We were just normal people doing normal things. Anyone who knows us understands the types of good-hearted people we strive to be. But it was the constant casualties of walking down the street or going to the mall with relatives who wore the hijab that I found difficult to endure. Simple things always seemed to involve some type of stereotypical interaction. Some days, it would be simple and we’d get the usual “terrorist blah blah blah get out of my country blah blah blah,” or the hilarious “helllooo it is ve-ry niiice to meeett youu,” which stretched out every syllable two seconds too long. To this, we would reply in fluent English, “You, too,” slightly questioning whether it really was nice to meet them. I always tried to hide my dirty looks or condescending smile when they appeared dumbstruck. People sometimes assume that if you wear the hijab, you aren’t educated, aren’t from here, or don’t speak English. Other days, it was worse. The physical incidents were the most terrifying. I always heard of the things other people encountered, but I always hoped it was exaggerated.
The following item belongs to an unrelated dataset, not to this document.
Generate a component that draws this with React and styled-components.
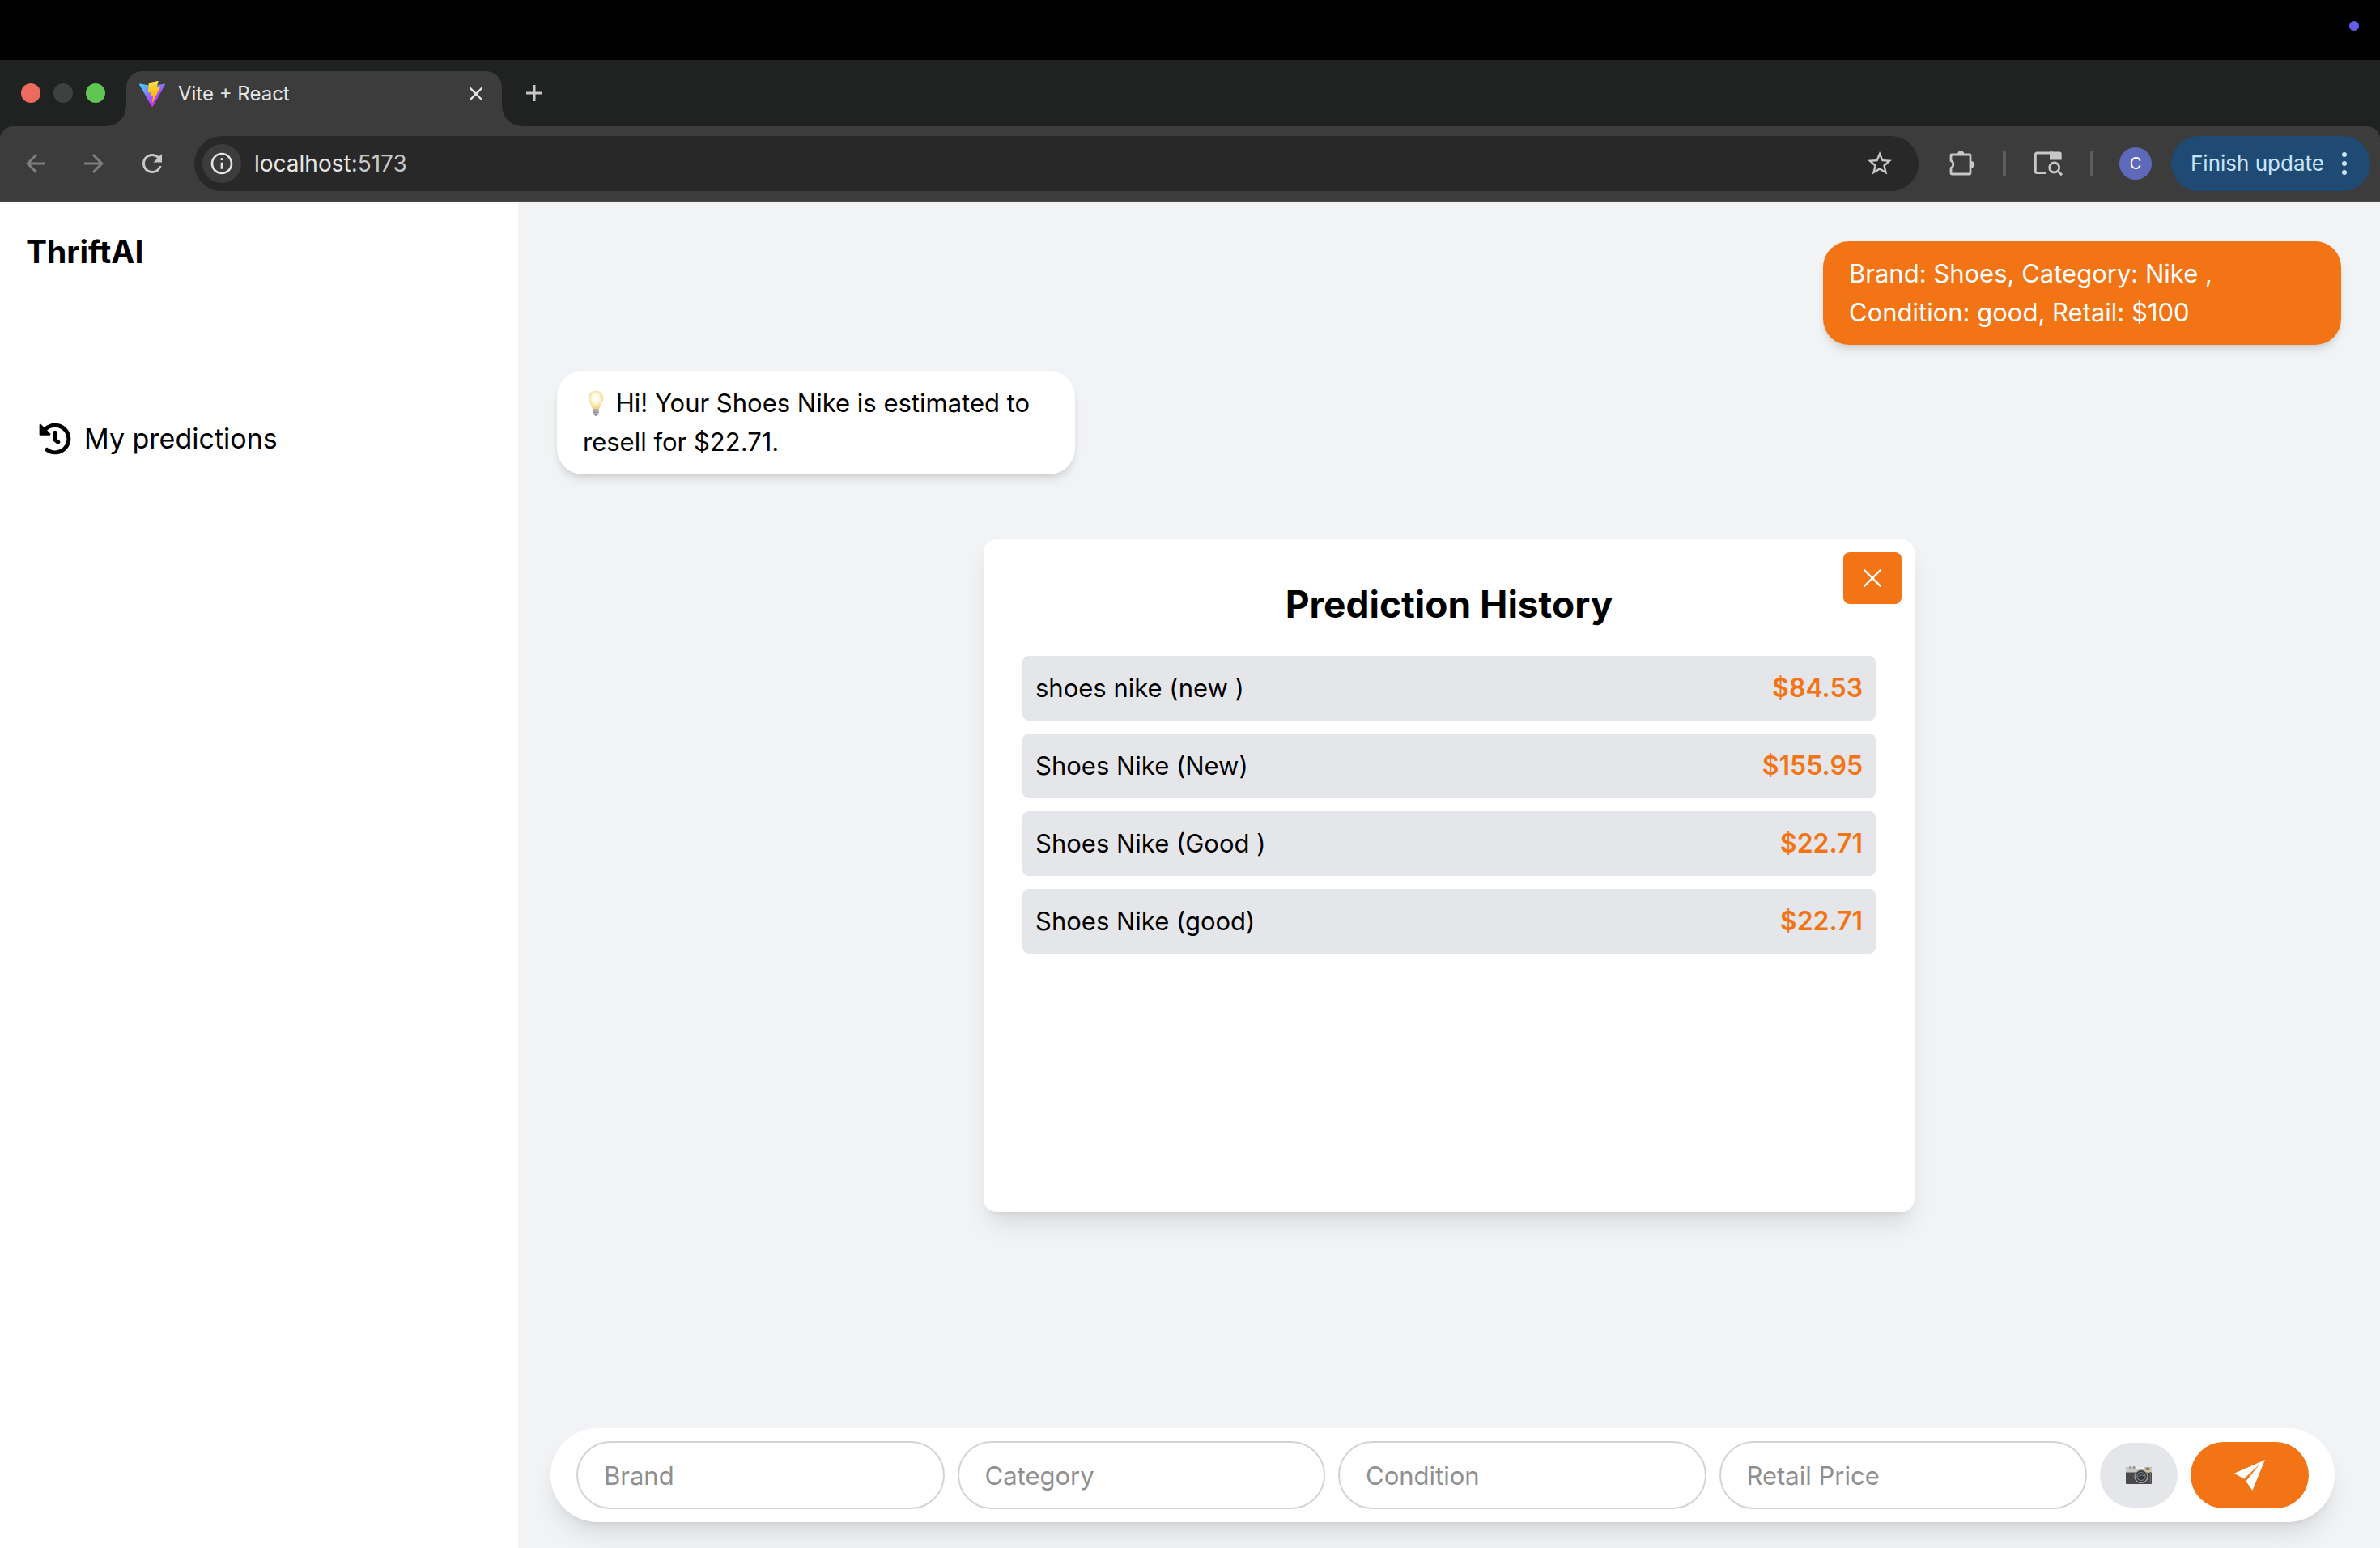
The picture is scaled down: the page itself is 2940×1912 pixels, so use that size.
import React from "react";
import styled, { createGlobalStyle, css } from "styled-components";
import { FaHistory } from "react-icons/fa";
import {
  MdArrowBack,
  MdArrowForward,
  MdInfoOutline,
  MdRefresh,
  MdStarBorder,
} from "react-icons/md";

const colors = {
  orange: "#f27415",
  page: "#f2f3f5",
  row: "#e5e6ea",
  strip: "#202221",
  toolbar: "#3c3c3c",
  icon: "#c7c7c7",
};

const GlobalStyle = createGlobalStyle`
  *, *::before, *::after { box-sizing: border-box; }
  body {
    margin: 0;
    background: #000;
    color: #000;
    font-family: Inter, "Liberation Sans", sans-serif;
  }
  button, input { font: inherit; color: inherit; }
  button { border: 0; padding: 0; background: none; cursor: pointer; }
  h1, h2, p, ul { margin: 0; padding: 0; }
  svg { display: block; flex: none; }
`;

const Screen = styled.div`
  display: flex;
  flex-direction: column;
  min-height: 100vh;
`;

const MenuBar = styled.div`
  display: flex;
  justify-content: flex-end;
  align-items: flex-start;
  height: 74px;
  padding: 26px 26px 0 0;
`;

const RecordingDot = styled.span`
  width: 12px;
  height: 12px;
  border-radius: 50%;
  background: #635ee8;
`;

const TabStrip = styled.div`
  display: flex;
  align-items: center;
  height: 82px;
  padding-left: 26px;
  background: ${colors.strip};
`;

const WindowControls = styled.div`
  display: flex;
  gap: 16px;
  margin-right: 26px;
`;

const WindowButton = styled.button`
  width: 24px;
  height: 24px;
  border-radius: 50%;
  background: ${(p) => p.$color};
`;

const Tab = styled.div`
  position: relative;
  align-self: flex-end;
  display: flex;
  align-items: center;
  gap: 16px;
  width: 464px;
  height: 68px;
  padding: 0 24px 12px 16px;
  border-radius: 20px 20px 0 0;
  background: ${colors.toolbar};

  &::before,
  &::after {
    content: "";
    position: absolute;
    bottom: 0;
    width: 24px;
    height: 24px;
  }
  &::before {
    right: 100%;
    background: radial-gradient(circle at 0 0, transparent 23px, ${colors.toolbar} 24px);
  }
  &::after {
    left: 100%;
    background: radial-gradient(circle at 100% 0, transparent 23px, ${colors.toolbar} 24px);
  }
`;

const TabTitle = styled.span`
  flex: 1;
  font-size: 24px;
  line-height: 32px;
  color: #e6e6e6;
`;

const TabCloseButton = styled.button`
  color: #e3e3e3;
`;

const NewTabButton = styled.button`
  margin-left: 28px;
  color: ${colors.icon};
`;

const ToolbarBack = styled.div`
  background: ${colors.strip};
`;

const Toolbar = styled.div`
  display: flex;
  align-items: center;
  gap: 28px;
  padding: 12px 12px 12px 20px;
  border-bottom: 2px solid #494949;
  border-radius: 16px 16px 0 0;
  background: ${colors.toolbar};
`;

const NavButtons = styled.div`
  display: flex;
  gap: 24px;
`;

const ToolButton = styled.button`
  display: grid;
  place-items: center;
  width: 48px;
  height: 48px;
  border-radius: 50%;
  color: ${(p) => (p.$dim ? "#7e7e7e" : colors.icon)};
  ${(p) =>
    p.$filled &&
    css`
      background: ${colors.toolbar};
      color: #e3e3e3;
    `}
`;

const AddressBar = styled.div`
  flex: 1;
  display: flex;
  align-items: center;
  gap: 16px;
  height: 68px;
  padding: 0 24px 0 10px;
  border-radius: 34px;
  background: #282828;
`;

const Address = styled.span`
  flex: 1;
  font-size: 28px;
  line-height: 36px;
  color: #c7c7c7;

  b {
    font-weight: 400;
    color: #e6e6e6;
  }
`;

const Separator = styled.span`
  width: 4px;
  height: 32px;
  border-radius: 2px;
  background: #5e5e5e;
`;

const Account = styled.div`
  display: flex;
  align-items: center;
  gap: 24px;
  padding-left: 4px;
`;

const Avatar = styled.button`
  width: 40px;
  height: 40px;
  border-radius: 50%;
  background: #5f69ba;
  color: #fff;
  font-size: 20px;
  line-height: 40px;
`;

const UpdateButton = styled.button`
  display: flex;
  align-items: center;
  justify-content: space-between;
  width: 246px;
  height: 68px;
  padding: 0 28px 0 24px;
  border-radius: 34px;
  background: #1f4a73;
  color: #c8e4fb;
  font-size: 26px;
  line-height: 36px;
  white-space: nowrap;
`;

const AppShell = styled.div`
  flex: 1;
  display: flex;
  background: ${colors.page};
`;

const Sidebar = styled.aside`
  display: flex;
  flex-direction: column;
  align-items: flex-start;
  gap: 176px;
  flex: none;
  width: 640px;
  padding: 32px;
  background: #fff;
`;

const Brand = styled.h1`
  font-size: 39px;
  line-height: 58px;
  font-weight: 700;
`;

const HistoryButton = styled.button`
  display: flex;
  align-items: center;
  gap: 16px;
  padding: 0 16px;
  font-size: 34px;
  line-height: 52px;
`;

const Main = styled.main`
  position: relative;
  flex: 1;
  min-width: 0;
  display: flex;
  flex-direction: column;
`;

const Messages = styled.div`
  flex: 1;
  display: flex;
  flex-direction: column;
  gap: 32px;
  padding: 48px;
`;

const Bubble = styled.p`
  align-self: ${(p) => (p.$mine ? "flex-end" : "flex-start")};
  width: 640px;
  padding: 16px 32px;
  border-radius: 32px;
  background: ${(p) => (p.$mine ? colors.orange : "#fff")};
  color: ${(p) => (p.$mine ? "#fff" : "#000")};
  font-size: 31px;
  line-height: 48px;
  box-shadow: 0 8px 12px -2px rgba(0, 0, 0, 0.1), 0 4px 8px -4px rgba(0, 0, 0, 0.1);
`;

const InlineEmoji = styled.svg`
  display: inline-block;
  vertical-align: -5px;
`;

const cardShadow = css`
  box-shadow: 0 20px 30px -6px rgba(0, 0, 0, 0.1), 0 8px 12px -8px rgba(0, 0, 0, 0.1);
`;

const Modal = styled.section`
  position: absolute;
  inset: 25%;
  padding: 48px;
  border-radius: 16px;
  background: #fff;
  ${cardShadow}
`;

const ModalTitle = styled.h2`
  margin-bottom: 32px;
  font-size: 46px;
  line-height: 64px;
  font-weight: 700;
  text-align: center;
`;

const CloseButton = styled.button`
  position: absolute;
  top: 16px;
  right: 16px;
  display: grid;
  place-items: center;
  width: 72px;
  height: 64px;
  border-radius: 8px;
  background: ${colors.orange};
  color: #fff;
`;

const HistoryList = styled.ul`
  display: flex;
  flex-direction: column;
  gap: 16px;
  list-style: none;
`;

const HistoryRow = styled.li`
  display: flex;
  justify-content: space-between;
  padding: 16px;
  border-radius: 8px;
  background: ${colors.row};
  font-size: 31px;
  line-height: 48px;
`;

const Price = styled.span`
  color: ${colors.orange};
  font-size: 32px;
  font-weight: 600;
`;

const Composer = styled.form`
  display: flex;
  align-items: center;
  gap: 16px;
  margin: 0 56px 32px 40px;
  padding: 16px 32px;
  border-radius: 58px;
  background: #fff;
  ${cardShadow}
`;

const Field = styled.input`
  flex: 1;
  min-width: 0;
  height: 84px;
  padding: 0 32px;
  border: 2px solid #d6d3d1;
  border-radius: 42px;
  background: #fff;
  font-size: 31px;
  outline: none;

  &::placeholder {
    color: #8f8f8f;
    opacity: 1;
  }
`;

const RoundButton = styled.button`
  display: grid;
  place-items: center;
  width: ${(p) => (p.$primary ? 146 : 96)}px;
  height: ${(p) => (p.$primary ? 82 : 80)}px;
  border-radius: 41px;
  background: ${(p) => (p.$primary ? colors.orange : colors.row)};
  color: #fff;
`;

const ViteLogo = () => (
  <svg width="32" height="32" viewBox="0 0 256 257" aria-hidden="true">
    <defs>
      <linearGradient id="viteBody" x1="-.828%" x2="57.636%" y1="7.652%" y2="78.411%">
        <stop offset="0%" stopColor="#41D1FF" />
        <stop offset="100%" stopColor="#BD34FE" />
      </linearGradient>
      <linearGradient id="viteBolt" x1="43.376%" x2="50.316%" y1="2.242%" y2="89.03%">
        <stop offset="0%" stopColor="#FFEA83" />
        <stop offset="8.333%" stopColor="#FFDD35" />
        <stop offset="100%" stopColor="#FFA800" />
      </linearGradient>
    </defs>
    <path
      fill="url(#viteBody)"
      d="M255.153 37.938L134.897 252.976c-2.483 4.44-8.862 4.466-11.382.048L.875 37.958c-2.746-4.814 1.371-10.646 6.827-9.67l120.385 21.517a6.537 6.537 0 0 0 2.322-.004l117.867-21.483c5.438-.991 9.574 4.796 6.877 9.62Z"
    />
    <path
      fill="url(#viteBolt)"
      d="M185.432.063L96.44 17.501a3.268 3.268 0 0 0-2.634 3.014l-5.474 92.456a3.268 3.268 0 0 0 3.997 3.378l24.777-5.718c2.318-.535 4.413 1.507 3.936 3.838l-7.361 36.047c-.495 2.426 1.782 4.5 4.151 3.78l15.304-4.649c2.372-.72 4.652 1.36 4.15 3.788l-11.698 56.621c-.732 3.542 3.979 5.473 5.943 2.437l1.313-2.028l72.516-144.72c1.215-2.423-.88-5.186-3.54-4.672l-25.505 4.922c-2.396.462-4.435-1.77-3.759-4.114l16.646-57.705c.677-2.35-1.37-4.583-3.769-4.113Z"
    />
  </svg>
);

const Cross = ({ size, weight }) => (
  <svg width={size} height={size} viewBox="0 0 20 20" aria-hidden="true">
    <path d="M1 1 19 19M19 1 1 19" stroke="currentColor" strokeWidth={weight} strokeLinecap="round" />
  </svg>
);

const PlusIcon = () => (
  <svg width="24" height="24" viewBox="0 0 24 24" aria-hidden="true">
    <path d="M12 2v20M2 12h20" stroke="currentColor" strokeWidth="3" />
  </svg>
);

const PuzzleIcon = () => (
  <svg width="36" height="36" viewBox="0 0 36 36" aria-hidden="true">
    <path
      d="M7 7h22a1 1 0 0 1 1 1v22a1 1 0 0 1-1 1H7a1 1 0 0 1-1-1v-6.500a5 5 0 0 0 0-9V8a1 1 0 0 1 1-1Z"
      fill="none"
      stroke="currentColor"
      strokeWidth="2.800"
      strokeLinejoin="round"
    />
    <path d="M14 6.500a4.200 4.200 0 0 1 8.400 0ZM31 15a4.200 4.200 0 0 1 0 8.400Z" fill="currentColor" />
  </svg>
);

const TabSearchIcon = () => (
  <svg width="36" height="32" viewBox="0 0 36 32" aria-hidden="true">
    <path d="M15 27.500H4a1.600 1.600 0 0 1-1.600-1.600V4.600A1.600 1.600 0 0 1 4 3h20" fill="none" stroke="currentColor" strokeWidth="2.800" />
    <path d="M20 1.600h12.500A2.200 2.200 0 0 1 34.700 3.800V11.600H20Z" fill="currentColor" />
    <circle cx="25.700" cy="21" r="6" fill="none" stroke="currentColor" strokeWidth="2.800" />
    <path d="M30 25.200l5 5" stroke="currentColor" strokeWidth="3" />
  </svg>
);

const KebabIcon = () => (
  <svg width="8" height="28" viewBox="0 0 8 28" fill="currentColor" aria-hidden="true">
    <circle cx="4" cy="3" r="3" />
    <circle cx="4" cy="14" r="3" />
    <circle cx="4" cy="25" r="3" />
  </svg>
);

const BulbEmoji = () => (
  <InlineEmoji width="32" height="32" viewBox="0 0 32 32" role="img" aria-label="light bulb">
    <defs>
      <radialGradient id="bulbGlass" cx="50%" cy="42%" r="58%">
        <stop offset="0%" stopColor="#ffffff" />
        <stop offset="45%" stopColor="#fdf8df" />
        <stop offset="100%" stopColor="#ecd077" />
      </radialGradient>
    </defs>
    <path
      d="M16 0.500C10.500 0.500 6.800 4.700 6.800 10c0 3.200 1.500 5.200 2.800 7.600 1.200 2.200 1.500 4.900 3 5.600h6.800c1.500-.7 1.800-3.400 3-5.600 1.300-2.400 2.800-4.400 2.800-7.600C25.200 4.700 21.500.5 16 .5Z"
      fill="url(#bulbGlass)"
    />
    <path d="M12.400 23h7.200v5.400l-1.400 1.400h-4.400l-1.400-1.400Z" fill="#b9b9b9" />
    <path d="M12.400 25.200l7.200-.6M12.400 27.600l7.200-.6" stroke="#7d7d7d" strokeWidth="0.900" />
    <path d="M14 29.600h4l-1 1.800h-2Z" fill="#4d4d4d" />
  </InlineEmoji>
);

const CameraEmoji = () => (
  <svg width="32" height="22" viewBox="0 0 32 22" aria-hidden="true">
    <rect y="1" width="32" height="21" rx="1" fill="#4a4a4a" />
    <path d="M0 1.500Q0 1 1 1H31Q32 1 32 1.500V7.500H0Z" fill="#c9c9c7" />
    <rect x="4" width="3" height="3" rx="1" fill="#9a9a9a" />
    <rect x="8.500" width="3" height="3" rx="1" fill="#9a9a9a" />
    <rect x="13" y="1" width="9" height="2" fill="#f1efe6" />
    <rect x="24.500" y="1.500" width="5" height="3.500" fill="#8d8570" />
    <rect x="26.500" y="5.500" width="3" height="2" fill="#f2c230" />
    <path d="M1.500 7.500V21M30.500 7.500V21" stroke="#6b6b6b" />
    <circle cx="19" cy="12.500" r="8.600" fill="#a9a9a9" />
    <circle cx="19" cy="12.500" r="7.400" fill="#3d3f40" />
    <circle cx="19" cy="12.500" r="5.600" fill="#7b8082" />
    <circle cx="19" cy="12.500" r="4.400" fill="#33383a" />
    <path d="M15.500 12.500q3.500-2.500 7-1" stroke="#80898c" fill="none" />
  </svg>
);

const SendIcon = () => (
  <svg width="38" height="38" viewBox="0 0 38 38" fill="currentColor" aria-hidden="true">
    <path d="M38 0 0 16.700 12 23.400 31.500 5.300 14.400 26.400 22.400 38Z" />
  </svg>
);

const fields = [
  { id: "brand", label: "Brand" },
  { id: "category", label: "Category" },
  { id: "condition", label: "Condition" },
  { id: "retail", label: "Retail Price" },
];

const predictions = [
  { item: "shoes nike (new )", price: "$84.53" },
  { item: "Shoes Nike (New)", price: "$155.95" },
  { item: "Shoes Nike (Good )", price: "$22.71" },
  { item: "Shoes Nike (good)", price: "$22.71" },
];

function BrowserChrome() {
  return (
    <header>
      <MenuBar>
        <RecordingDot />
      </MenuBar>
      <TabStrip>
        <WindowControls>
          <WindowButton $color="#ed6a5e" aria-label="Close window" />
          <WindowButton $color="#3f4040" aria-label="Minimize window" />
          <WindowButton $color="#61c554" aria-label="Zoom window" />
        </WindowControls>
        <Tab>
          <ViteLogo />
          <TabTitle>Vite + React</TabTitle>
          <TabCloseButton aria-label="Close tab">
            <Cross size={16} weight={3} />
          </TabCloseButton>
        </Tab>
        <NewTabButton aria-label="New tab">
          <PlusIcon />
        </NewTabButton>
      </TabStrip>
      <ToolbarBack>
        <Toolbar>
          <NavButtons>
            <ToolButton $dim aria-label="Back">
              <MdArrowBack size={36} />
            </ToolButton>
            <ToolButton $dim aria-label="Forward">
              <MdArrowForward size={36} />
            </ToolButton>
            <ToolButton aria-label="Reload">
              <MdRefresh size={36} />
            </ToolButton>
          </NavButtons>
          <AddressBar>
            <ToolButton $filled aria-label="Site information">
              <MdInfoOutline size={32} />
            </ToolButton>
            <Address>
              <b>localhost</b>:5173
            </Address>
            <ToolButton aria-label="Bookmark">
              <MdStarBorder size={36} />
            </ToolButton>
          </AddressBar>
          <ToolButton aria-label="Extensions">
            <PuzzleIcon />
          </ToolButton>
          <Separator />
          <ToolButton aria-label="Search tabs">
            <TabSearchIcon />
          </ToolButton>
          <Separator />
          <Account>
            <Avatar aria-label="Profile C">C</Avatar>
            <UpdateButton>
              Finish update
              <KebabIcon />
            </UpdateButton>
          </Account>
        </Toolbar>
      </ToolbarBack>
    </header>
  );
}

export default function App() {
  return (
    <Screen>
      <GlobalStyle />
      <BrowserChrome />
      <AppShell>
        <Sidebar>
          <Brand>ThriftAI</Brand>
          <HistoryButton>
            <FaHistory size={40} />
            My predictions
          </HistoryButton>
        </Sidebar>
        <Main>
          <Messages>
            <Bubble $mine>Brand: Shoes, Category: Nike , Condition: good, Retail: $100</Bubble>
            <Bubble>
              <BulbEmoji /> Hi! Your Shoes Nike is estimated to resell for $22.71.
            </Bubble>
          </Messages>
          <Composer onSubmit={(e) => e.preventDefault()}>
            {fields.map((f) => (
              <Field key={f.id} id={f.id} aria-label={f.label} placeholder={f.label} />
            ))}
            <RoundButton type="button" aria-label="Add photo">
              <CameraEmoji />
            </RoundButton>
            <RoundButton type="submit" $primary aria-label="Send">
              <SendIcon />
            </RoundButton>
          </Composer>
          <Modal role="dialog" aria-labelledby="history-title">
            <ModalTitle id="history-title">Prediction History</ModalTitle>
            <CloseButton aria-label="Close">
              <Cross size={22} weight={2} />
            </CloseButton>
            <HistoryList>
              {predictions.map((p) => (
                <HistoryRow key={p.item}>
                  <span>{p.item}</span>
                  <Price>{p.price}</Price>
                </HistoryRow>
              ))}
            </HistoryList>
          </Modal>
        </Main>
      </AppShell>
    </Screen>
  );
}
Fast forward to fourth grade. I had been living in Daly City for almost two years and visiting my family in San Francisco. One day my sister, three of my cousins, my aunt, and I were on our way back from Safeway. We were crossing the street and waiting for my aunty on the opposite side of the crosswalk when a red truck came rushing around the corner. Two white men shouted dirty racial slurs and threatened to hit my aunt and her baby lying unaware in the stroller. I was silent and everything seemed to go mute. She sped down the pedestrian walk, running for her life. It was really frightening and painful for her children and me to endure.
Now listen. I am not saying that all Arab Muslims are saints. There is some truth to the stereotype, as each one originates from some small truth. A few people who identify themselves as Arab Muslim have done totally unjustifiable things. In reality, none of what they claim to be Islamic is true and their actions are, in fact, blasphemous. Muslims all over the world condemn these actions and stand together to try and stop the stereotype. As The Daily Beast states:
And once again with ISIS, we have seen universal condemnation by Muslims leaders in the United States and abroad. For example, the two biggest Muslim-American groups, ISNA and CAIR, unequivocally denounced ISIS. CAIR’s statement notes in part: “American Muslims view the actions of ISIS as un-Islamic and morally repugnant. No religion condones the murder of civilians, the beheading of religious scholars or the desecration of houses of worship.”
Muslim people around the world are constantly standing up and proving themselves to be peaceful people. We are trying to reach past the blinding labels on the television screens and newspapers to show the world the true representation of who we are, rather than the negative things they’ve heard.
Even though being an Arab Muslim American can sometimes put me in uncomfortable situations with others, I will never let their opinion sway mine. I know who I am and I do not need a bunch of ignorant people to tell me otherwise. I know what my people are like and that each person is different in their own way. I know that being an Arab Muslim American means that I am supposed to represent peace and acceptance, and I will strive my whole life to do so. I will continue to be who I am in hopes that one day, the perception of my people will change. But for now, knowing who I am and being strong enough to stand by are enough for me.